In my judgment, and looking at the 1971 Act alone, such an act cannot properly be described as a “proceeding” in any ordinary sense of the word, still less a “proceeding” in what must, for the reasons given above, be the restrictive sense of the word as used in the Act.
…
However, even if I am wrong in the view that I take on this point, I agree entirely with the judge’s decision on the second point, namely that to recognise the bare talaq divorce in the instant case as effective here would be manifestly contrary to public policy.
[21] The common-law principles which provide for recognition of foreign divorces extend beyond the need for there to be a real and substantial connection to the place of the divorce and include an overarching requirement for due process and fairness. This point was made by Lord Pearce in Indyka v. Indyka, [1969] 1 A.C. 33 (H.L.) in the following passage, at page 88:
I think, however, that our courts should reserve to themselves the right to refuse a recognition of those decrees which offend our notions of genuine divorce. They have done so when decrees offend against substantial justice, and this, of course, includes a decree obtained by fraud. But I think it also includes or should include decrees where a wife has gone abroad in order to obtain a divorce and where a divorce can be said not to be genuine according to our notions of divorce.
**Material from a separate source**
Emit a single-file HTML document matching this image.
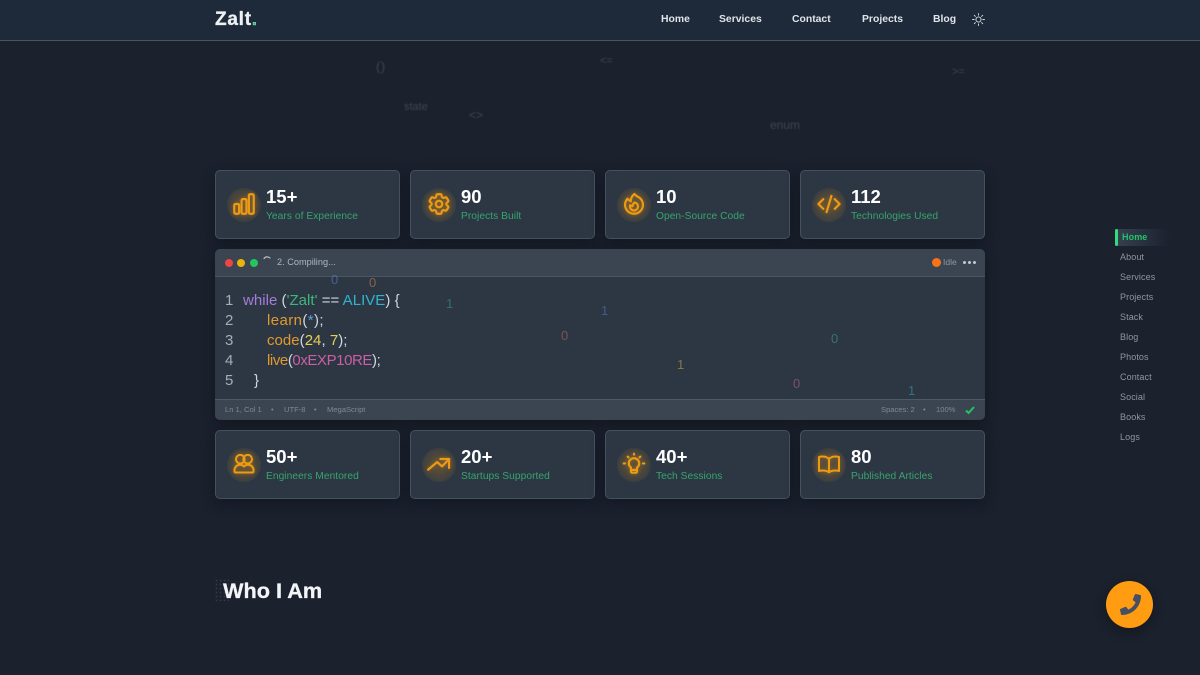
<!DOCTYPE html>
<html lang="en">
<head>
<meta charset="utf-8">
<title>Zalt</title>
<style>
html,body{margin:0;padding:0;width:1200px;height:675px;overflow:hidden;background:#1b212d;font-family:"Liberation Sans",sans-serif}
.a{position:absolute;white-space:nowrap;line-height:1}
#nav{position:absolute;left:0;top:0;width:1200px;height:40px;background:#1e2a39;border-bottom:1px solid #4a5360}
.n{top:15px;font-size:10.4px;font-weight:700;color:#dfe4ea}
.f{color:#8a929e;filter:blur(.4px);opacity:.32}
.card{position:absolute;width:183px;height:67px;background:#2d3744;border:1px solid #465160;border-radius:5px;box-shadow:0 4px 14px rgba(8,11,20,.42)}
.glow{position:absolute;left:11px;top:17px;width:34px;height:34px;border-radius:50%;background:radial-gradient(circle,rgba(245,158,11,.2) 25%,rgba(245,158,11,.11) 60%,rgba(245,158,11,0) 88%)}
.card svg{position:absolute;left:15px;top:20px;width:26px;height:26px;fill:none;stroke:#ee9a14;stroke-width:2;stroke-linecap:round;stroke-linejoin:round;filter:drop-shadow(0 0 2px rgba(245,158,11,.4))}
.num{position:absolute;left:50px;top:16px;font-size:18.5px;line-height:20px;font-weight:700;color:#fff}
.lbl{position:absolute;left:50px;top:39px;font-size:10.2px;line-height:13px;color:#35a56c;white-space:nowrap;letter-spacing:.06px}
#ed{position:absolute;left:215px;top:249px;width:770px;height:171px;background:#2d3744;border-radius:5px;overflow:hidden;box-shadow:0 4px 14px rgba(8,11,20,.45)}
#eh{position:absolute;left:0;top:0;width:770px;height:27px;background:#3b4552;border-bottom:1px solid #4d5763}
#es{position:absolute;left:0;top:150px;width:770px;height:21px;background:#3b4552;border-top:1px solid #505a66}
.dot{position:absolute;border-radius:50%;width:8px;height:8px;top:9.500px}
.s{font-size:7.600px;color:#7f8894;top:7px}
.c{font-size:15px;color:#d0d6de;letter-spacing:.03px}
.ln{font-size:15px;color:#a4adb8;left:10px}
.b{font-size:13px;opacity:.55}
.side{left:1120px;font-size:9px;color:#8f97a3;letter-spacing:.1px}
</style>
</head>
<body>
<div id="nav"></div>
<div class="a" style="left:215px;top:10px;font-size:19px;font-weight:700;color:#eef1f4;letter-spacing:.75px;-webkit-text-stroke:.3px #eef1f4">Zalt<span style="color:#22c36b">.</span></div>
<div class="a n" style="left:661px">Home</div>
<div class="a n" style="left:719px">Services</div>
<div class="a n" style="left:792px">Contact</div>
<div class="a n" style="left:862px">Projects</div>
<div class="a n" style="left:933px">Blog</div>
<svg class="a" style="left:972px;top:13px" width="13" height="13" viewBox="0 0 24 24" fill="none" stroke="#d7dce3" stroke-width="1.7" stroke-linecap="round"><circle cx="12" cy="12" r="4.8"/><path d="M12 1v3M12 20v3M1 12h3M20 12h3M4.2 4.2l2.1 2.1M17.7 17.7l2.1 2.1M4.2 19.8l2.1-2.1M17.7 6.3l2.1-2.1"/></svg>

<div class="a f" style="left:376px;top:60px;font-size:13px;letter-spacing:.6px">()</div>
<div class="a f" style="left:600px;top:56px;font-size:11px">&lt;=</div>
<div class="a f" style="left:952px;top:67px;font-size:11px">&gt;=</div>
<div class="a f" style="left:404px;top:102px;font-size:11px">state</div>
<div class="a f" style="left:469px;top:109px;font-size:12px">&lt;&gt;</div>
<div class="a f" style="left:770px;top:119px;font-size:12px">enum</div>

<div class="card" style="left:215px;top:170px"><div class="glow"></div><svg viewBox="0 0 24 24"><path d="M3 13.125C3 12.504 3.504 12 4.125 12h2.250c.621 0 1.125.504 1.125 1.125v6.750C7.500 20.496 6.996 21 6.375 21h-2.250A1.125 1.125 0 013 19.875v-6.750zM9.750 8.625c0-.621.504-1.125 1.125-1.125h2.250c.621 0 1.125.504 1.125 1.125v11.250c0 .621-.504 1.125-1.125 1.125h-2.250a1.125 1.125 0 01-1.125-1.125V8.625zM16.500 4.125c0-.621.504-1.125 1.125-1.125h2.250C20.496 3 21 3.504 21 4.125v15.750c0 .621-.504 1.125-1.125 1.125h-2.250a1.125 1.125 0 01-1.125-1.125V4.125z"/></svg><div class="num">15+</div><div class="lbl">Years of Experience</div></div>
<div class="card" style="left:410px;top:170px"><div class="glow"></div><svg viewBox="0 0 24 24"><path d="M9.594 3.94c.09-.542.56-.94 1.11-.94h2.593c.55 0 1.02.398 1.11.94l.213 1.281c.063.374.313.686.645.87.074.04.147.083.22.127.324.196.72.257 1.075.124l1.217-.456a1.125 1.125 0 011.37.49l1.296 2.247a1.125 1.125 0 01-.26 1.431l-1.003.827c-.293.24-.438.613-.431.992a6.759 6.759 0 010 .255c-.007.378.138.75.43.99l1.005.828c.424.35.534.954.26 1.43l-1.298 2.247a1.125 1.125 0 01-1.369.491l-1.217-.456c-.355-.133-.75-.072-1.076.124a6.57 6.57 0 01-.22.128c-.331.183-.581.495-.644.869l-.213 1.28c-.09.543-.56.941-1.11.941h-2.594c-.55 0-1.02-.398-1.11-.94l-.213-1.281c-.062-.374-.312-.686-.644-.87a6.52 6.52 0 01-.22-.127c-.325-.196-.72-.257-1.076-.124l-1.217.456a1.125 1.125 0 01-1.369-.49l-1.297-2.247a1.125 1.125 0 01.26-1.431l1.004-.827c.292-.24.437-.613.43-.992a6.932 6.932 0 010-.255c.007-.378-.138-.75-.43-.99l-1.004-.828a1.125 1.125 0 01-.26-1.43l1.297-2.247a1.125 1.125 0 011.37-.491l1.216.456c.356.133.751.072 1.076-.124.072-.044.146-.087.22-.128.332-.183.582-.495.644-.869l.214-1.281z"/><circle cx="12" cy="12" r="3"/></svg><div class="num">90</div><div class="lbl">Projects Built</div></div>
<div class="card" style="left:605px;top:170px"><div class="glow"></div><svg viewBox="0 0 24 24"><path d="M15.362 5.214A8.252 8.252 0 0112 21 8.250 8.250 0 016.038 7.048 8.287 8.287 0 009 9.600a8.983 8.983 0 013.361-6.867 8.210 8.210 0 003 2.480z"/><path d="M12 18a3.750 3.750 0 00.495-7.467 5.990 5.990 0 00-1.925 3.546 5.974 5.974 0 01-2.133-1A3.750 3.750 0 0012 18z"/></svg><div class="num">10</div><div class="lbl">Open-Source Code</div></div>
<div class="card" style="left:800px;top:170px"><div class="glow"></div><svg viewBox="0 0 24 24"><path d="M17.250 7.500L21.750 12l-4.500 4.500m-10.500 0L2.250 12l4.500-4.500m7.500-3l-4.500 15"/></svg><div class="num">112</div><div class="lbl">Technologies Used</div></div>

<div id="ed">
<div id="eh"></div>
<div class="dot" style="left:10px;background:#ef4444"></div>
<div class="dot" style="left:22px;background:#eab308"></div>
<div class="dot" style="left:35px;background:#22c55e"></div>
<svg class="a" style="left:47px;top:6px" width="10" height="10" viewBox="0 0 10 10" fill="none" stroke="#b8bfc8" stroke-width="1.2" stroke-linecap="round"><path d="M2 3.500A4 4 0 0 1 8 3"/></svg>
<div class="a" style="left:62px;top:9px;font-size:9.200px;color:#adb4be">2. Compiling...</div>
<div class="a" style="left:717px;top:9px;width:9px;height:9px;border-radius:50%;background:#f97316"></div>
<div class="a" style="left:728px;top:9px;font-size:8.500px;color:#8d96a2">Idle</div>
<div class="a" style="left:748px;top:12px;width:3px;height:3px;border-radius:50%;background:#c2c8d0;box-shadow:5px 0 0 #c2c8d0,10px 0 0 #c2c8d0"></div>

<div class="a b" style="left:116px;top:24px;color:#5d86c9">0</div>
<div class="a b" style="left:154px;top:27px;color:#c98a4f">0</div>
<div class="a b" style="left:231px;top:48px;color:#3aa07c">1</div>
<div class="a b" style="left:386px;top:55px;color:#5877c4">1</div>
<div class="a b" style="left:346px;top:80px;color:#b56a62">0</div>
<div class="a b" style="left:616px;top:83px;color:#3ea58c">0</div>
<div class="a b" style="left:462px;top:109px;color:#c2b13f">1</div>
<div class="a b" style="left:578px;top:128px;color:#bd62a0">0</div>
<div class="a b" style="left:693px;top:135px;color:#35a5b5">1</div>

<div class="a ln" style="top:44px">1</div>
<div class="a ln" style="top:64px">2</div>
<div class="a ln" style="top:84px">3</div>
<div class="a ln" style="top:104px">4</div>
<div class="a ln" style="top:124px">5</div>
<div class="a c" style="left:28px;top:44px"><span style="color:#a67cd6">while</span> (<span style="color:#3cb87a">'Zalt'</span> == <span style="color:#2fb4cf">ALIVE</span>) {</div>
<div class="a c" style="left:52px;top:64px;letter-spacing:.4px"><span style="color:#e19a2e">learn</span>(<span style="color:#5a9fe0">*</span>);</div>
<div class="a c" style="left:52px;top:84px"><span style="color:#e19a2e">code</span>(<span style="color:#e5cf55">24</span>, <span style="color:#e5cf55">7</span>);</div>
<div class="a c" style="left:52px;top:104px;letter-spacing:-.42px"><span style="color:#e19a2e">live</span>(<span style="color:#c95fa4">0xEXP10RE</span>);</div>
<div class="a c" style="left:39px;top:124px">}</div>

<div id="es"></div>
<div class="a s" style="left:10px;top:157px">Ln 1, Col 1</div>
<div class="a s" style="left:56px;top:157px">•</div>
<div class="a s" style="left:69px;top:157px">UTF-8</div>
<div class="a s" style="left:99px;top:157px">•</div>
<div class="a s" style="left:112px;top:157px">MegaScript</div>
<div class="a s" style="left:666px;top:157px">Spaces: 2</div>
<div class="a s" style="left:708px;top:157px">•</div>
<div class="a s" style="left:721px;top:157px">100%</div>
<svg class="a" style="left:750px;top:156px" width="10" height="10" viewBox="0 0 10 10" fill="none" stroke="#22c55e" stroke-width="2"><path d="M1 5.500l2.600 2.400L9 2"/></svg>
</div>

<div class="card" style="left:215px;top:430px"><div class="glow"></div><svg viewBox="-1 -1 26 26"><circle cx="8.300" cy="7.200" r="4.300"/><circle cx="15.700" cy="7.200" r="4.300"/><path d="M8 12.800c1.600 0 3 .6 4 1.700 1-1.100 2.400-1.700 4-1.700 3.200 0 5.500 2.400 5.500 5.400v1.300c0 .6-.4 1-1 1h-17c-.6 0-1-.4-1-1v-1.300c0-3 2.300-5.400 5.500-5.400z"/></svg><div class="num">50+</div><div class="lbl">Engineers Mentored</div></div>
<div class="card" style="left:410px;top:430px"><div class="glow"></div><svg viewBox="0 0 24 24"><path transform="translate(-.5 0)" d="M2.500 17.200L10.800 10.200L15.400 14.200L21.800 7.400"/><path transform="translate(-.5 0)" d="M13.800 7.400H21.800V15.700"/></svg><div class="num">20+</div><div class="lbl">Startups Supported</div></div>
<div class="card" style="left:605px;top:430px"><div class="glow"></div><svg viewBox="0 0 24 24"><path d="M9.200 15.300a4.800 4.800 0 1 1 5.600 0v3.700a1 1 0 0 1-1 1h-3.600a1 1 0 0 1-1-1z"/><path d="M9.500 17.500h5M12 2.500v.8M6.200 5.200l.7.700M17.800 5.200l-.7.700M2.500 11.500h1.200M20.300 11.500h1.200"/></svg><div class="num">40+</div><div class="lbl">Tech Sessions</div></div>
<div class="card" style="left:800px;top:430px"><div class="glow"></div><svg viewBox="-1 -1 26 26"><path d="M12 7C10.500 5.300 8 4.500 5.500 4.500c-1.200 0-2.400.2-3.500.5v14c1.100-.3 2.300-.5 3.500-.5 2.500 0 5 .7 6.500 1.800 1.500-1.100 4-1.800 6.500-1.800 1.200 0 2.400.2 3.500.5V5c-1.100-.3-2.300-.5-3.500-.5C16 4.500 13.500 5.300 12 7z"/><path d="M12 7v12.500"/></svg><div class="num">80</div><div class="lbl">Published Articles</div></div>

<svg class="a" style="left:215px;top:579px;opacity:.65" width="14" height="22"><defs><pattern id="p" width="4" height="4" patternUnits="userSpaceOnUse"><circle cx="1.500" cy="1.500" r="1" fill="#3c4654"/></pattern></defs><rect width="14" height="22" fill="url(#p)"/></svg>
<div class="a" style="left:223px;top:580px;font-size:21.700px;font-weight:700;color:#f3f5f8;-webkit-text-stroke:.3px #f3f5f8">Who I Am</div>

<div class="a" style="left:1115px;top:229px;width:55px;height:17px;border-radius:2px;background:linear-gradient(90deg,#364151,rgba(54,65,81,0))"></div>
<div class="a" style="left:1115px;top:229px;width:2.500px;height:17px;border-radius:2px;background:#2fdc80"></div>
<div class="a side" style="left:1122px;top:233px;color:#22c36b;font-weight:700">Home</div>
<div class="a side" style="top:253px">About</div>
<div class="a side" style="top:273px">Services</div>
<div class="a side" style="top:293px">Projects</div>
<div class="a side" style="top:313px">Stack</div>
<div class="a side" style="top:333px">Blog</div>
<div class="a side" style="top:353px">Photos</div>
<div class="a side" style="top:373px">Contact</div>
<div class="a side" style="top:393px">Social</div>
<div class="a side" style="top:413px">Books</div>
<div class="a side" style="top:433px">Logs</div>

<div class="a" style="left:1106px;top:581px;width:47px;height:47px;border-radius:50%;background:#ff9c12;box-shadow:0 4px 12px rgba(0,0,0,.3)"></div>
<svg class="a" style="left:1119.500px;top:593.500px" width="21" height="21" viewBox="0 0 512 512" fill="#465060"><path d="M493.400 24.600l-104-24c-11.300-2.600-22.900 3.300-27.500 13.900l-48 112c-4.200 9.800-1.400 21.300 6.900 28l60.600 49.600c-36 76.700-98.900 140.500-177.200 177.200l-49.600-60.600c-6.800-8.300-18.200-11.100-28-6.900l-112 48C3.900 366.500-2 378.100.6 389.400l24 104C27.100 504.200 36.700 512 48 512c256.100 0 464-207.500 464-464 0-11.200-7.700-20.900-18.600-23.400z"/></svg>
</body>
</html>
[22] This essential point was also made by Justice J. E. Fichaud in Orabi v. El Qaoud (2005), 12 R.F.L. (6th) 296 (N.S.C.A.), where the Court was asked to give recognition to a divorce declaration issued to the husband by a Shariite Canonical Council in Jordan. After a thorough review of the common law concerning the recognition of foreign divorces, Justice Fichaud stated (at paragraph 18):
Mr. El Qaoud knew where Ms. Orabi resided. Yet Mr. El Qaoud did not serve Ms. Orabi with notice of the divorce proceeding. This was not a case where the respondent was difficult to locate, avoiding service, or subject to an order for substituted service. The Jordanian tribunal granted the divorce apparently without requiring any proof that Ms. Orabi had been served with notice. In December, 2002, Ms. Orabi received her couriered divorce decree, issued by a tribunal before which there was no role for her participation, in a country to which she had no connection, after a proceeding of which she received no notice. This divorce decree would affect her status and corollary relief. This violates the principles of natural justice. I would deny recognition of the Revocable Divorce Document on that ground.
[23] The same concerns that were evident to the courts in Orabi, above, Chaudhary, above, and Indyka, above, arise in this case. In the result, I do not agree that the apparently unilateral, extrajudicial declaration of divorce made by Mr. Amin in Pakistan in 1993 is a form of divorce which meets Canadian notions of genuine divorce and it cannot be recognized here.
[24] It was also argued on behalf of Mr. Amin that the failure by the Board to consider whether his 1993 divorce could, by virtue of subsection 22(3) of the Divorce Act, be recognized at common law was an error; in particular, it was contended that the Board erred by failing to determine whether Mr. Amin or his first wife had a real and substantial connection to Pakistan which could support the 1993 divorce.
[25] It seems to me that the real and substantial connection test does not arise until a foreign divorce has been determined in Canada to be legally valid in the place where it was granted and is also a divorce obtained by a process that is consistent with Canadian notions of fairness and in harmony with Canadian public policy. In other words, this is not a test by which the legal frailties of a foreign, extrajudicial divorce will be overcome. The real and substantial connection requirement is, rather, a further prerequisite to the Canadian recognition of a foreign divorce to prevent forum shopping and similar problems: see Indyka, above, per Lord Pearson, at pages 111-112.
[26] It follows from the above that, for the purposes of paragraph 117(9)(c) of the Immigration and Refugee Protection Regulations, Mr. Amin’s first marriage was not effectively dissolved until 2005 when the requirements of the Muslim Family Laws Ordinance, 1961 were met. Because, under Canadian law, Mr. Amin was still married to his first wife when he married for a second time, his application to sponsor his second wife was statutorily barred. The after-acquired 2005 divorce decree does not overcome this statutory impediment: see Canada (Minister of Citizenship and Immigration) v. Subala (1997), 134 F.T.R. 298 (F.C.T.D).
[27] Counsel for the applicant indicated that there were certain religious impediments to Mr. Amin remarrying his wife in Pakistan as a means of overcoming the refusal of his sponsorship application. While that may be so, there should be no impediment to a civil remarriage in Canada and presumably Mr. Amin’s wife would be granted at least a visitor’s visa to enter Canada for that purpose.
[28] Having regard to the foregoing, Mr. Amin’s application for judicial review is dismissed.
[29] The parties did request an opportunity to propose a certified question and I will allow 10 days for that purpose. If the applicant proposes a certified question within that time, I will allow the respondent a further three days to respond.
JUDGMENT
THIS COURT ADJUDGES that this application for judicial review is dismissed.